Archiving against erasure

Counter-archiving to disrupt dominant historical narratives and centre our untold stories.

A collection of queer and activist ephemera is laid out on the table.

There are many decisions to be made when building an archive. These decisions have often been made by individuals in positions of privilege or by institutions themselves. This means that archives have often been used to perpetuate misinformation or selective information in the name of crafting historical narratives that maintain current power structures. 

This potential misuse of archives, though, does not take away from their importance. It also demonstrates the potential of archives to communicate ideologies, use historical narratives to influence contemporary communities, and give certain identities or legacies authority and validation. This potential can be used to perpetuate or disrupt social narratives.1

To this end, archives have also been taken up by activists and marginalized communities looking to preserve their histories for future generations. The creators of these counter-archives make decisions along the way that intentionally disrupt traditional archival practice to counter the spread of misinformation, question the status of the institutional archive, and validate historical legacies that have previously been erased by traditional archival practice.

The first counter-archive I discovered was the Lesbian Herstory Archive (LHA) in New York. The LHA began in the apartment of Joan Nestle and Deborah Edel in the 1970s. The LHA now resides in a house in Brooklyn. Its founders were motivated to begin archiving lesbian herstory because they “realized that lesbian history was disappearing as quickly as it was being made. [Their] mission is to gather and preserve records of Lesbian lives and activies so that future generations will have ready access to materials relevant to their lives.”

The LHA is not just collecting, though. They are collecting according to standards established by the community and transparently displayed on their website. There are many archivists and scholars calling for transparency because they recognize that archiving is always informed by a point of view and that it is better to be honest about what point of view we are working from. 2

This practice of transparency recognizes the inherently political nature of galleries and archives. For the LHA these standards inform what they collect: they take all objects (posters, buttons, unpublished papers, art work, etc.) from everyone who identifies as a lesbian. Things like buttons, which might not be considered worthy of a traditional gallery or museum space, are valued here. These smaller more day-to-day objects are called ephemera. 

By collecting such a wide range of objects from a wide range of people the LHA is recognizing and preserving the diversity and intersectionality of lesbian lives.

These community standards also affect who sees the collections and how they see them.
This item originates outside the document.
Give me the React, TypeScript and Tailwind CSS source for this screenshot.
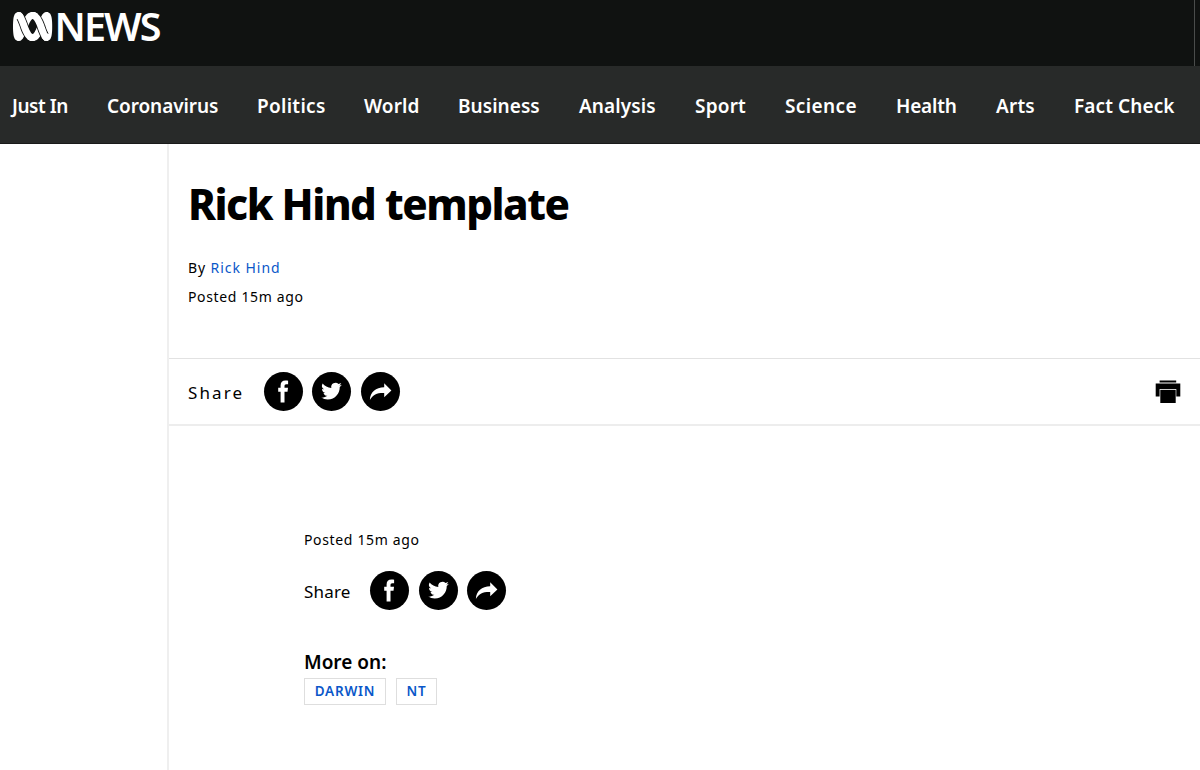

Often when we go into an archive – like the local University of Victoria (UVic) special collections or internationally popularized archives like the British Library – we need to know exactly what we are looking for, know how to sign it out, bring ID, and then wait while the librarian disappears into the back to get the object we requested. There are security reasons for this, apparently, but it also creates a lot of barriers. We need ID first of all, but we also require a pre-existing knowledge of what is in the collection. This also means we do not get to see how the objects are stored or how other objects are organized around them. 
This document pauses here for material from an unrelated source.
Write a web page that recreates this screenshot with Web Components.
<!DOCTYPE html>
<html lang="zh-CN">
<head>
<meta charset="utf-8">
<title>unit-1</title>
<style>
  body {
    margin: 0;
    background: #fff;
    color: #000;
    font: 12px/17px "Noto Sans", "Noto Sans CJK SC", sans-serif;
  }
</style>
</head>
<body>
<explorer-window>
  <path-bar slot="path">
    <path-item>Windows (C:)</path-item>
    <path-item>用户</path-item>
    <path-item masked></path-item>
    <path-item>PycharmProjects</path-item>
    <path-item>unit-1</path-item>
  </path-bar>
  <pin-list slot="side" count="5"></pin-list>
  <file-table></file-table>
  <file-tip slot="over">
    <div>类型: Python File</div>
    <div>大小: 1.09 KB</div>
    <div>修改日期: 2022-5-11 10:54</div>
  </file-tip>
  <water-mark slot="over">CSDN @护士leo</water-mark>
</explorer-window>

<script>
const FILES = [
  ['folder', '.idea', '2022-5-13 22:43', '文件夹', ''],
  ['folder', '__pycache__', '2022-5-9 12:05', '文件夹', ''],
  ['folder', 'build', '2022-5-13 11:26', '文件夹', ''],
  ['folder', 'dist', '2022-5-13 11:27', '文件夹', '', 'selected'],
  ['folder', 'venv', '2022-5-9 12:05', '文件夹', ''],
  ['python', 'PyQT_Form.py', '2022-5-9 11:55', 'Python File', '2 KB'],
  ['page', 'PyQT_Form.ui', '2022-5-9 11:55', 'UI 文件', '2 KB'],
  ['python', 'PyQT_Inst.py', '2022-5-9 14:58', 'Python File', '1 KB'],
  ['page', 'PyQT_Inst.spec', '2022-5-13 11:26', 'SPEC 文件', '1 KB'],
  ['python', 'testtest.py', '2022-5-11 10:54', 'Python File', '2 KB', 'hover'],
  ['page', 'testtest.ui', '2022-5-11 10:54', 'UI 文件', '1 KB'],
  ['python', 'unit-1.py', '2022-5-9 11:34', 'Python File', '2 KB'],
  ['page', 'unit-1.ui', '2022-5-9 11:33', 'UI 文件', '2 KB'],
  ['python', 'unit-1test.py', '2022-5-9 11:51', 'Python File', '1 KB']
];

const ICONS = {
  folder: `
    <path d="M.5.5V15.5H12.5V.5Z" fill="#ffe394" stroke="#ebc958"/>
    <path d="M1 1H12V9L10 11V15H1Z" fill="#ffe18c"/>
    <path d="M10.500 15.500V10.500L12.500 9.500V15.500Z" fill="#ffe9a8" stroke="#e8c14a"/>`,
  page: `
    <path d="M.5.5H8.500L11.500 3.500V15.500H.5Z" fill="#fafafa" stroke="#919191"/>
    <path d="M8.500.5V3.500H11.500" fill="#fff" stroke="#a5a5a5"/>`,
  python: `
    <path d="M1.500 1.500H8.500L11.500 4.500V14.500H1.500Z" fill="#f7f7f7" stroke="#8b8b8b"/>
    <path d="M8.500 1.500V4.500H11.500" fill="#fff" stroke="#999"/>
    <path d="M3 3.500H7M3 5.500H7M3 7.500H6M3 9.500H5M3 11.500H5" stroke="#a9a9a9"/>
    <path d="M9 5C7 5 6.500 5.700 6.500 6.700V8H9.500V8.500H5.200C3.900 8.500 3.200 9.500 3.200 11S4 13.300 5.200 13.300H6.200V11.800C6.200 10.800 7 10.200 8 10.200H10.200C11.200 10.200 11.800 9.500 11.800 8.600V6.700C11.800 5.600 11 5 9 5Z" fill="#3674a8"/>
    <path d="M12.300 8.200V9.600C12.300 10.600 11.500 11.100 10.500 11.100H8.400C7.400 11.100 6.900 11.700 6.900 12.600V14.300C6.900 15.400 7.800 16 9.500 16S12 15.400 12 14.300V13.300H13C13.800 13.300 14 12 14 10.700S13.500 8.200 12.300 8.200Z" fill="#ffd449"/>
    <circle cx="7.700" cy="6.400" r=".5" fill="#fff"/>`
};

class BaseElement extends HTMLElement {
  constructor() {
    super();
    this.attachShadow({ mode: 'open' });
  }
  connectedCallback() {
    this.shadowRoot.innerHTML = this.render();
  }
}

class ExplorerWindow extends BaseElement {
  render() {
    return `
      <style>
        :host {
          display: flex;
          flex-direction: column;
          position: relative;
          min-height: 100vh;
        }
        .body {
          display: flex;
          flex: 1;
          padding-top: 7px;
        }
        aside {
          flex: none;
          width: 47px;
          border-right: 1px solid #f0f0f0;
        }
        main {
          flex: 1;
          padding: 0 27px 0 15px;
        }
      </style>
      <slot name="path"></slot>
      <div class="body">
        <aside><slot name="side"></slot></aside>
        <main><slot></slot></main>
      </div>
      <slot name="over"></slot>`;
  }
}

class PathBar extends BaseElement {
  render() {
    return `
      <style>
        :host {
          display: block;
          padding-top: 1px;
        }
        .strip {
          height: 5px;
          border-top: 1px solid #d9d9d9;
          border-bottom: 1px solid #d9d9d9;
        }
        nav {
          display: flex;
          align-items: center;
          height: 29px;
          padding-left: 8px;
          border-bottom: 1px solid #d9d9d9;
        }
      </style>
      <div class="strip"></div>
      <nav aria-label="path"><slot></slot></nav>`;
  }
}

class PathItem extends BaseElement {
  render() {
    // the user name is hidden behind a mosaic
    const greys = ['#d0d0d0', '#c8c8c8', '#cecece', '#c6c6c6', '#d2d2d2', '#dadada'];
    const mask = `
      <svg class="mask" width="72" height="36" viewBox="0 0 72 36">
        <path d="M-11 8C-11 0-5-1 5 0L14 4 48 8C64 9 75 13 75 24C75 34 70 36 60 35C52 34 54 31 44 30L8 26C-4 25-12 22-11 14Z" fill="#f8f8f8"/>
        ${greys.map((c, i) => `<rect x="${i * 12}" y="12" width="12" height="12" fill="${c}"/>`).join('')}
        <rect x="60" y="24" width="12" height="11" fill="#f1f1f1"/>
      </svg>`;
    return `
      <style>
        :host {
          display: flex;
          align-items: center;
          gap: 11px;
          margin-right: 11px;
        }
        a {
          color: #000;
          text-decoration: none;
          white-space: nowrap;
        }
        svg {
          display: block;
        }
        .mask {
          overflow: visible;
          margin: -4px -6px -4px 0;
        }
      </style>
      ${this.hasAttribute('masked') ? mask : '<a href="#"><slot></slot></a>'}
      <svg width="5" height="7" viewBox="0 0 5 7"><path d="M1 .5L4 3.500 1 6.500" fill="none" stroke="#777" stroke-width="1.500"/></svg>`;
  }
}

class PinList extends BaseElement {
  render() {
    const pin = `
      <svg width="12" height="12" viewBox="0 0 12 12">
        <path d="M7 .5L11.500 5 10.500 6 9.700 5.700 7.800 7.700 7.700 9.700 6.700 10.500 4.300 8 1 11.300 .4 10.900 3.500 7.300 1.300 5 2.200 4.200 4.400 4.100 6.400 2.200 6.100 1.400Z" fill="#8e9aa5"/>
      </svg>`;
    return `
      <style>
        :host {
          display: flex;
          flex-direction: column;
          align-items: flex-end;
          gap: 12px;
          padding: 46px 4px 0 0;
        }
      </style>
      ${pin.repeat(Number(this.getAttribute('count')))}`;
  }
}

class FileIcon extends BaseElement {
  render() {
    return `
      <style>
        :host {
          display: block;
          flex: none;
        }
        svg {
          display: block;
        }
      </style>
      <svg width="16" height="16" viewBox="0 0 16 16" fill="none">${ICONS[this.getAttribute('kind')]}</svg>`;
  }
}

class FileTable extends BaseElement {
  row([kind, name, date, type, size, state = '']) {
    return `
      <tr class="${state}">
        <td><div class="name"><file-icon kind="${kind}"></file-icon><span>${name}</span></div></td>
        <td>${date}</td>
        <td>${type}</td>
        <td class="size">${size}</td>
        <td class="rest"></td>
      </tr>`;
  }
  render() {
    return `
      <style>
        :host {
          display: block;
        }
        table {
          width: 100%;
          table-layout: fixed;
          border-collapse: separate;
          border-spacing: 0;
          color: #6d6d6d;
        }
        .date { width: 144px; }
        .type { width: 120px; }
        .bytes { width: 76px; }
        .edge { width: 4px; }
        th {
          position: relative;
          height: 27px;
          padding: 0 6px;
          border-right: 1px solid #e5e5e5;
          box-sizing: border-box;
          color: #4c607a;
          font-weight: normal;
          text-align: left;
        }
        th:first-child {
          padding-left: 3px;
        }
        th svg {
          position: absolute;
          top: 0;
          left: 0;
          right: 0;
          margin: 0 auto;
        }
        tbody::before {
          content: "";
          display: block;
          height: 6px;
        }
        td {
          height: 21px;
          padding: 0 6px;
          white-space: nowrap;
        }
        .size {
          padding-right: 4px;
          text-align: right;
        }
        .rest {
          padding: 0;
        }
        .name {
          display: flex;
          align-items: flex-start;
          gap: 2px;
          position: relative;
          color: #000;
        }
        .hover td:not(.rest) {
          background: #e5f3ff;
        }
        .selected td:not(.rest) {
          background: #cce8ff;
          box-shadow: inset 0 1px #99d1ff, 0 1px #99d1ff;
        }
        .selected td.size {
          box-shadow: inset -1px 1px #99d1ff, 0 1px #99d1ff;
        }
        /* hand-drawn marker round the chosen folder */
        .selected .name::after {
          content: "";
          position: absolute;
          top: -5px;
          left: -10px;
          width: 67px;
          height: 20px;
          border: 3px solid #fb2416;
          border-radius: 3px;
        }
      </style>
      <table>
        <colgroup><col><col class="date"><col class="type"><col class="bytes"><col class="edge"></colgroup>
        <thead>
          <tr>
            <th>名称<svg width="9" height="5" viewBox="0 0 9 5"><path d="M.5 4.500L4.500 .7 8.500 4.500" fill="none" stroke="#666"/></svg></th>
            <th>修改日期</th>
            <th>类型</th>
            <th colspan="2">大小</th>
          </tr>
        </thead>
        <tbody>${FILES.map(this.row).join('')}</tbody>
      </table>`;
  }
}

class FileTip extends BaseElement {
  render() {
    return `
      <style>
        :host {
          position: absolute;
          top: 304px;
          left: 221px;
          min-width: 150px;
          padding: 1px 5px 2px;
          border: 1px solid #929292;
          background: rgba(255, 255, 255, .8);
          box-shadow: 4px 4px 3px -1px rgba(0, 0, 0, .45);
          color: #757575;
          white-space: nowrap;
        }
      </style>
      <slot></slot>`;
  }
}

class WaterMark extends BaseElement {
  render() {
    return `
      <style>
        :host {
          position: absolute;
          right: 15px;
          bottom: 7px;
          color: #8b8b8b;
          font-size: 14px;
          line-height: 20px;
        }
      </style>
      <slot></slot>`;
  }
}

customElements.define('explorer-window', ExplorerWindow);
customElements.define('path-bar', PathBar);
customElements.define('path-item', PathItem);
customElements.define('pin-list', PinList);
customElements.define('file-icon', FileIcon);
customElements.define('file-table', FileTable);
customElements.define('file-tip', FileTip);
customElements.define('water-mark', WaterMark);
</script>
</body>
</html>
This is not the system at the LHA. To ensure accessibility and transparency the LHA operates with an open-stacks system. Anyone can come in and browse the collection at their leisure. There is no rush. Everyone can dwell, explore, and connect to their history.

These community standards and goals also affect how the LHA runs administratively. They do not take any institutional funding – no big lump sums from one organization that might have an agenda of its own – no government grants. Instead, it runs entirely on volunteers and individual donations. It is also a house and therefore physically separate from any institutions. As it critiques institutional spaces, it is separate from those spaces. 

The LHA is very committed to the hominess of the house and so a member of the collective always lives there to ensure it feels like a lived-in, welcoming space.

Anne Cvetkovich describes it as “more of a community centre than a research institution.”3

Counter-archives must always be adaptable to the needs of the communities they serve. During the Covid-19 pandemic the LHA has continued to be available. They have digital collections available for exploring for those of us not in New York, and have also hosted online events such as “Black Lesbian Futures” in April 2021. 

As we look ahead to disrupting archival practice and being accountable to the history of misinformation created by traditional archives, we do not need to start from nothing. The LHA is one of many counter-archives with practices that can be used to guide us forward as we explore what alternate forms are available for creating (and recreating) bodies of [historical/herstorical/hirstorical] information.

Notes

  1. [DWAN] Digital Women’s Archive North. “The Feminists Are Cackling in the Archive.” Feminist Review, no. 115 (2017): 155-64. Accessed May 17, 2021. https://doi.org/10.1057%2Fs41305-017-0024-4.
  2. Kim, Dorothy. “Remaking History: Lesbian Feminist Historical Methods in the Digital Humanities,” in Bodies of Information: Intersectional Feminism and Digital Humanities, ed. Elizabeth Losh and Jaqueline Wernimont. Minneapolis: University of Minnesota Press (2018) 131-156.
  3. Anne Cvetkovich. “In the Archive of Lesbian Feelings,” in An Archive of Feelings: Trauma, Sexuality, and Lesbian Public Cultures. Durham, North Carolina: Duke University Press, 2003,  241.] The photocopier is next to the kitchen appliances and the reading room is in the living room.